Un département spécial a également été créé au sein du Ministère de la Justice pour le suivi des traités internationaux et de leurs comités.

Au cours de ces derniers mois, le gouvernement actuel a initié deux procédures de réforme

  • Juridique : concernant les différents règlements[5] qui affectent le droit humain au logement au niveau national,
  • Politique : création d’un nouveau Plan sur les droits de l’homme, contenant notamment une section spécifique sur le logement.

La première n’a pas été ratifiée par le Parlement et a été dérogée, alors que la deuxième a été interrompue par l’appel aux élections législatives avant la fin de la législature actuelle.

Grâce au travail de la PAH, il existe une proposition de loi sur le logement social au Parlement.

Enfin, la société civile a été invitée à suivre les recommandations générales (mentionnées plus haut) du Comité DESC à notre gouvernement en 2017, avant l’implication du pouvoir judiciaire, du Parlement et des ministères, et en coordination avec l’Ombudsman (essentiel pour le suivi de la garantie des droits de l’homme par les États).
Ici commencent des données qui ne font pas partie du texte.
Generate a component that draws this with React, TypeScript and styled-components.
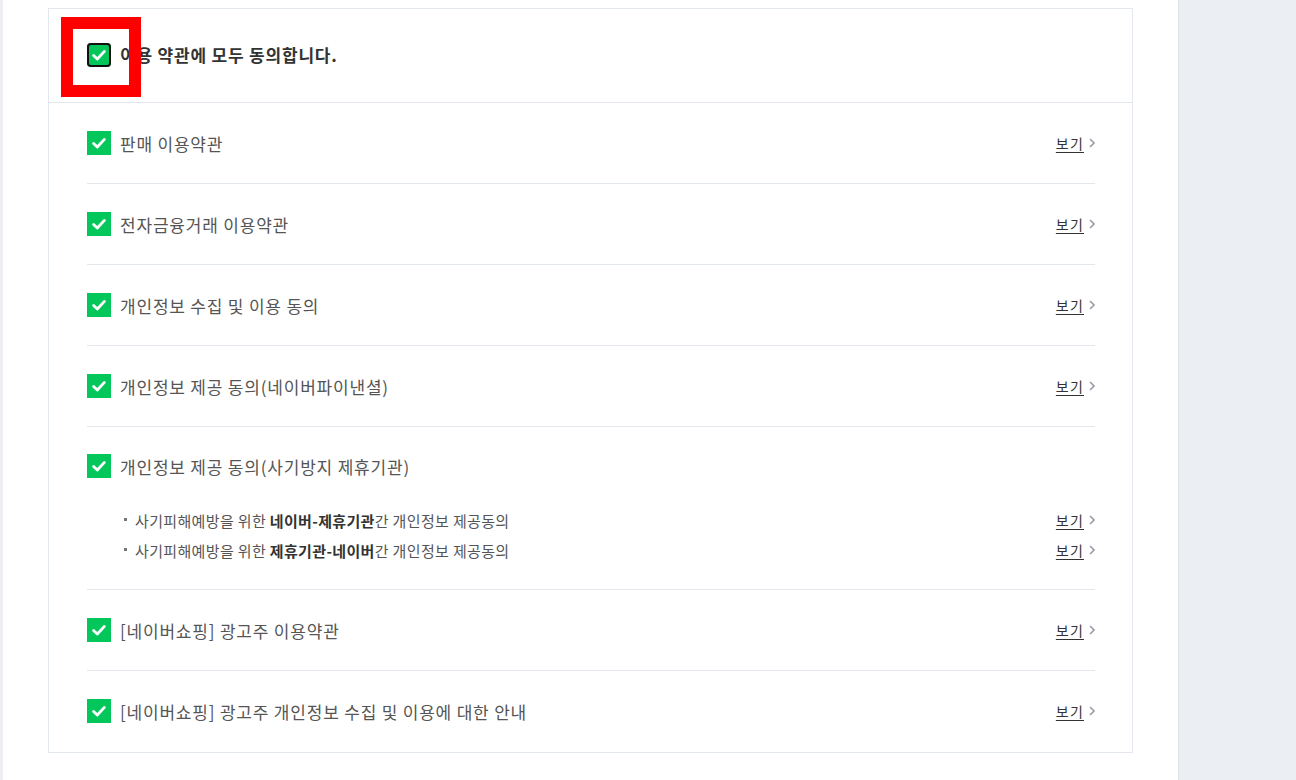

Les membres du groupe de suivi de la décision du Comité DESC créé il y a plus d’un an sont : La PAH, Amnesty International, CAES (Centro de Asesoría y Estudios Sociales), la FEANTSA, ObservatoriDESC, Provivienda, Fundación General de la Abogacía, Arquitectura sin Fronteras, Federación Regional de Asociaciones Vecinales de Madrid, Federación de Asociaciones Vecinales de Barcelona, Sindicato de Inquilinos, ESCR-Net et Cáritas Española.
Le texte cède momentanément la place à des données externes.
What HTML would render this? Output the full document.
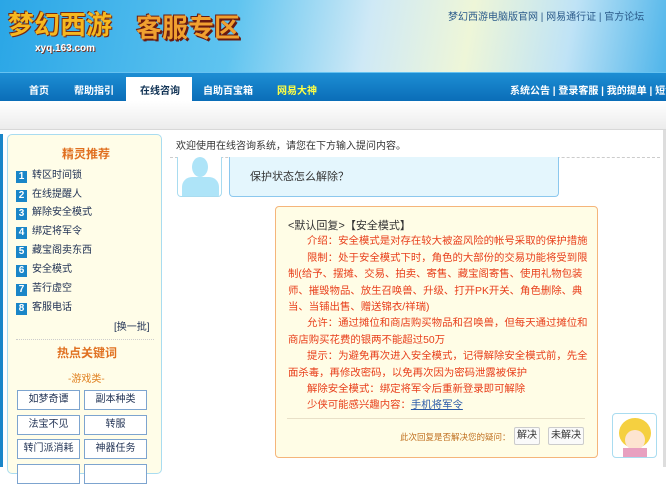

Une des grandes réussites de ce groupe a été d’obtenir du Comité permanent du Conseil général du système judiciaire l’accord (10/31/2018) de diffuser la décision du Comité DESC à tous les organismes judiciaires via les hautes cours de justice et de l’ajouter à leurs plans continus d’éducation pour les juges.

Petit à petit, nous ouvrons des fenêtres pour faciliter l’accès à la justice pour le droit humain au logement qui n’est pas soutenu adéquatement par notre gouvernement.